> [Records provided]
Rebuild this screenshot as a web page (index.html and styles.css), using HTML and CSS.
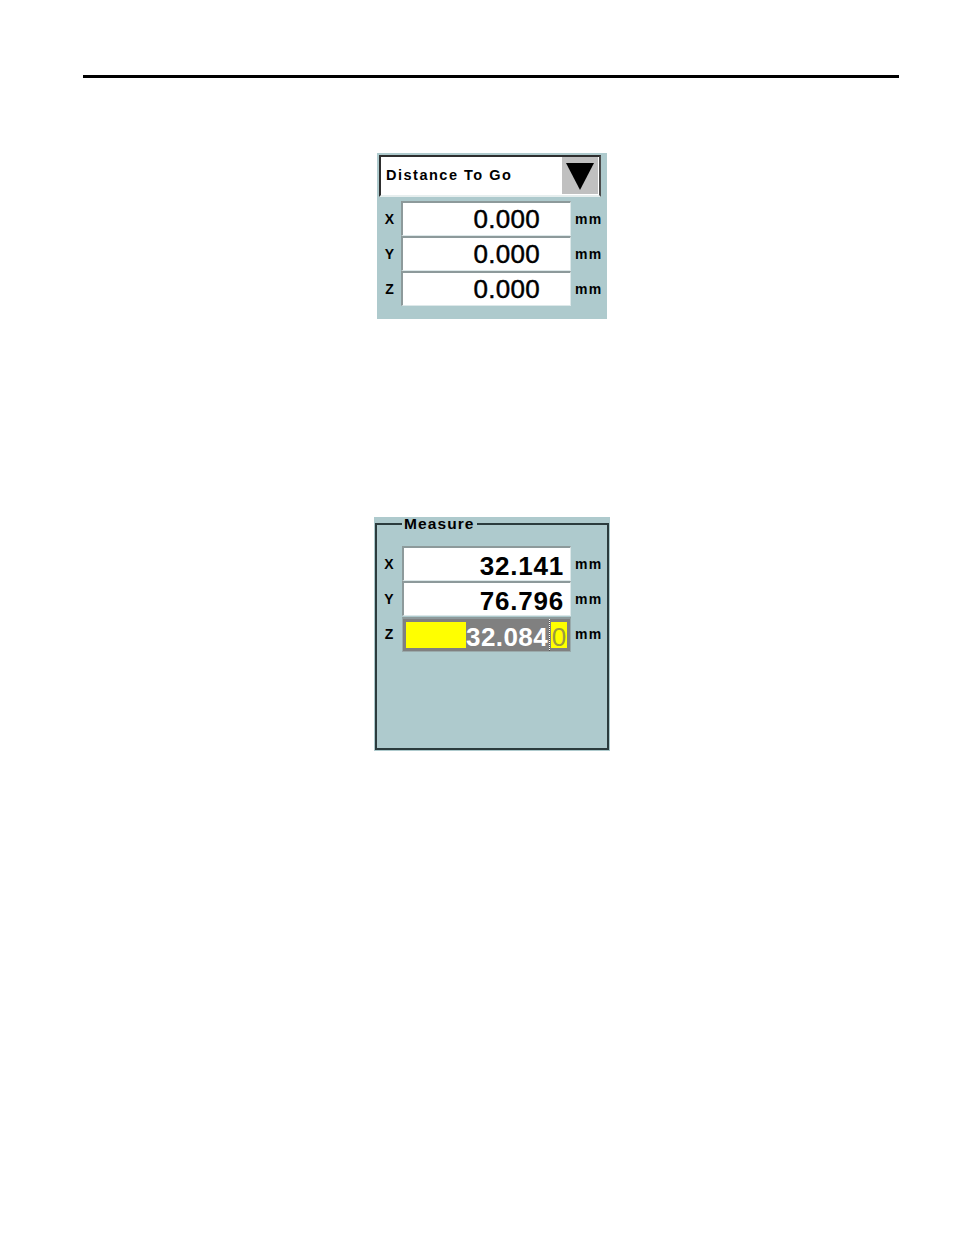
FILE: index.html
```html
<!DOCTYPE html>
<html>
<head>
<meta charset="utf-8">
<link rel="stylesheet" href="styles.css">
</head>
<body>
<div class="rule"></div>

<div class="panel dtg">
  <div class="dropdown">
    <span class="dd-text">Distance To Go</span>
    <span class="dd-btn"><svg width="28" height="27" viewBox="0 0 28 27"><polygon points="0,0 28,0 14,27" fill="#000"/></svg></span>
  </div>
  <div class="rows">
    <div class="row"><span class="lbl">X</span><span class="field">0.000</span><span class="unit">mm</span></div>
    <div class="row"><span class="lbl">Y</span><span class="field">0.000</span><span class="unit">mm</span></div>
    <div class="row"><span class="lbl">Z</span><span class="field">0.000</span><span class="unit">mm</span></div>
  </div>
</div>

<div class="panel measure">
  <fieldset class="group">
    <legend class="legend">Measure</legend>
    <div class="rows2">
      <div class="row"><span class="lbl">X</span><span class="field bold">32.141</span><span class="unit">mm</span></div>
      <div class="row"><span class="lbl">Y</span><span class="field bold">76.796</span><span class="unit">mm</span></div>
      <div class="row"><span class="lbl">Z</span><span class="field editing"><span class="fill"></span><span class="sel">32.084</span><span class="caret"></span><span class="last">0</span></span><span class="unit">mm</span></div>
    </div>
  </fieldset>
</div>
</body>
</html>
```

FILE: styles.css
```css
body {
  margin: 0;
  background: #fff;
  font-family: "Liberation Sans", Arial, sans-serif;
  color: #000;
}
.rule {
  margin: 75px 0 0 83px;
  width: 816px;
  height: 3px;
  background: #000;
}
.panel {
  background: #aecacd;
  box-sizing: border-box;
}
.dtg {
  margin: 75px 0 0 377px;
  width: 230px;
  height: 166px;
  padding: 2px 0 0 2px;
}
.dropdown {
  box-sizing: border-box;
  width: 222px;
  height: 42px;
  background: #fff;
  border-top: 2px solid #2e2e2e;
  border-left: 2px solid #2e2e2e;
  border-right: 2px solid #4a4a4a;
  border-bottom: 2px solid #e6eeee;
  display: flex;
  align-items: center;
  justify-content: space-between;
}
.dd-text {
  padding-left: 5px;
  font-size: 14.5px;
  font-weight: bold;
  letter-spacing: 1.5px;
  margin-top: -3px;
}
.dd-btn {
  align-self: stretch;
  width: 36px;
  margin: 0 1px 1px 0;
  background: #c0c0c0;
  display: flex;
  align-items: center;
  justify-content: center;
}
.dd-btn svg { display: block; margin-top: 1px; }
.rows {
  margin-top: 4px;
}
.row {
  display: flex;
  align-items: center;
  height: 35px;
}
.lbl {
  width: 22px;
  text-align: center;
  font-size: 14px;
  font-weight: bold;
  letter-spacing: 1px;
}
.field {
  box-sizing: border-box;
  width: 170px;
  height: 35px;
  background: #fff;
  border-top: 2px solid #8d9a9b;
  border-left: 2px solid #8d9a9b;
  border-right: 1px solid #dde8e9;
  border-bottom: 1px solid #dde8e9;
  font-size: 26px;
  line-height: 32px;
  text-align: right;
  padding-right: 30px;
  letter-spacing: 0.3px;
  -webkit-text-stroke: 0.45px #000;
}
.unit {
  margin-left: 4px;
  font-size: 14px;
  font-weight: bold;
  letter-spacing: 1.4px;
}
.measure {
  margin: 198px 0 0 374px;
  width: 236px;
  height: 234px;
  padding: 0 1px 1px 1px;
}
.group {
  margin: 0;
  padding: 0;
  height: 100%;
  box-sizing: border-box;
  border: 2px solid #2b3b3d;
}
.legend {
  margin-left: 25px;
  padding: 0 2px;
  font-size: 15.5px;
  line-height: 14px;
  font-weight: bold;
  letter-spacing: 1.1px;
}
.rows2 {
  margin-top: 15px;
}
.rows2 .row { height: 35.3px; }
.rows2 .lbl { width: 25px; }
.rows2 .field {
  width: 169px;
  padding-right: 6px;
  line-height: 36px;
  letter-spacing: 0.8px;
  -webkit-text-stroke: 0;
}
.bold { font-weight: bold; }
.field.editing {
  display: flex;
  padding: 3px;
  background: #808080;
  border: 1px solid #9aaaab;
  border-top: 2px solid #8d9a9b;
}
.fill {
  flex: 1;
  background: #ffff00;
}
.sel {
  background: #808080;
  color: #fff;
  font-weight: bold;
  line-height: 31px;
  letter-spacing: 0.4px;
}
.caret {
  width: 1px;
  background: repeating-linear-gradient(#fff 0 1px, #555 1px 2px);
  margin: -3px 1px;
}
.last {
  width: 16px;
  background: #ffff00;
  color: #9a9a40;
  text-align: center;
  line-height: 31px;
  letter-spacing: 0;
}
```
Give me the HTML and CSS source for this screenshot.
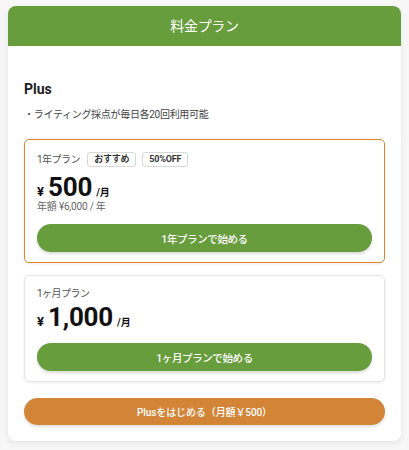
FILE: index.html
```html
<!DOCTYPE html>
<html lang="ja">
<head>
	<meta charset="UTF-8">
	<title>料金プラン</title>
	<link rel="stylesheet" href="styles.css">
</head>
<body>
	<div class="page">
		<div class="card">
			<div class="card-head">料金プラン</div>
			<div class="card-body">
				<h2 class="plan-name">Plus</h2>
				<p class="feature">・ライティング採点が毎日各20回利用可能</p>

				<div class="option option-best">
					<div class="option-top">
						<span class="option-label">1年プラン</span>
						<span class="badge">おすすめ</span>
						<span class="badge">50%OFF</span>
					</div>
					<div class="price">
						<span class="yen">¥</span>
						<span class="amount">500</span>
						<span class="unit">/月</span>
					</div>
					<div class="annual">年額 ¥6,000 / 年</div>
					<button class="btn btn-green">1年プランで始める</button>
				</div>

				<div class="option option-month">
					<div class="option-top">
						<span class="option-label">1ヶ月プラン</span>
					</div>
					<div class="price">
						<span class="yen">¥</span>
						<span class="amount">1,000</span>
						<span class="unit">/月</span>
					</div>
					<button class="btn btn-green">1ヶ月プランで始める</button>
				</div>

				<button class="btn btn-orange">Plusをはじめる（月額￥500）</button>
			</div>
		</div>
	</div>
</body>
</html>
```
FILE: styles.css
```css
* {
	margin: 0;
	padding: 0;
	box-sizing: border-box;
}

html,
body {
	width: 100%;
	height: 100%;
}

body {
	background: #f7f7f7;
	font-family: Roboto, "Noto Sans CJK JP", sans-serif;
	color: #222;
}

.page {
	padding: 6px 8px;
}

.card {
	background: #fff;
	border-radius: 8px;
	overflow: hidden;
	box-shadow: 0 2px 6px rgba(0, 0, 0, 0.08);
}

.card-head {
	height: 40px;
	line-height: 40px;
	background: #689d3d;
	color: #fff;
	font-size: 14px;
	letter-spacing: -0.3px;
	text-align: center;
}

.card-body {
	padding: 33px 16px 16px;
}

.plan-name {
	font-size: 14px;
	font-weight: bold;
	line-height: 20px;
	color: #1c1c1c;
}

.feature {
	margin-top: 8px;
	font-size: 10px;
	letter-spacing: -0.3px;
	line-height: 16px;
	color: #444;
}

.option {
	margin-top: 16px;
	padding: 12px 12px 10px;
	border: 1px solid #e6e6e6;
	border-radius: 5px;
	box-shadow: 0 1px 3px rgba(0, 0, 0, 0.08);
}

.option-best {
	border-color: #e0852b;
}

.option + .option {
	margin-top: 12px;
}

.option-top {
	display: flex;
	align-items: center;
	gap: 6px;
}

.option-label {
	font-size: 10px;
	letter-spacing: -0.5px;
	line-height: 12px;
	color: #555;
	margin-right: 1px;
}

.badge {
	height: 15px;
	line-height: 13px;
	padding: 0 6px;
	border: 1px solid #d8d8d8;
	border-radius: 3px;
	font-size: 9px;
	letter-spacing: -0.2px;
	font-weight: bold;
	color: #333;
}

.price {
	display: flex;
	align-items: baseline;
	gap: 4px;
	margin-top: 6px;
	height: 28px;
	line-height: 28px;
	font-weight: bold;
	color: #111;
}

.option-month .price {
	margin-top: 3px;
}

.yen {
	font-size: 13px;
}

.amount {
	font-size: 26px;
	letter-spacing: -0.2px;
}

.unit {
	font-size: 10px;
}

.annual {
	font-size: 10px;
	letter-spacing: -0.2px;
	line-height: 12px;
	color: #666;
}

.btn {
	display: block;
	width: 100%;
	height: 28px;
	border: 0;
	border-radius: 14px;
	color: #fff;
	font-family: inherit;
	font-size: 10.5px;
	letter-spacing: -0.4px;
	font-weight: 500;
	outline: none;
}

.btn-green {
	margin-top: 12px;
	background: #689d3d;
	box-shadow: 0 2px 3px rgba(0, 0, 0, 0.15);
}

.option-best .btn-green {
	margin-top: 11px;
}

.btn-orange {
	margin-top: 16px;
	height: 27px;
	font-size: 10px;
	letter-spacing: -0.1px;
	background: #d28537;
	box-shadow: 0 2px 3px rgba(0, 0, 0, 0.12);
}
```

> [Given instruction]
Search the entries for "page" and copy out each line that has it.

> [Full solution]
Rebuild this screenshot as a web page (index.html and styles.css), using HTML and CSS.
	<div class="page">
.page {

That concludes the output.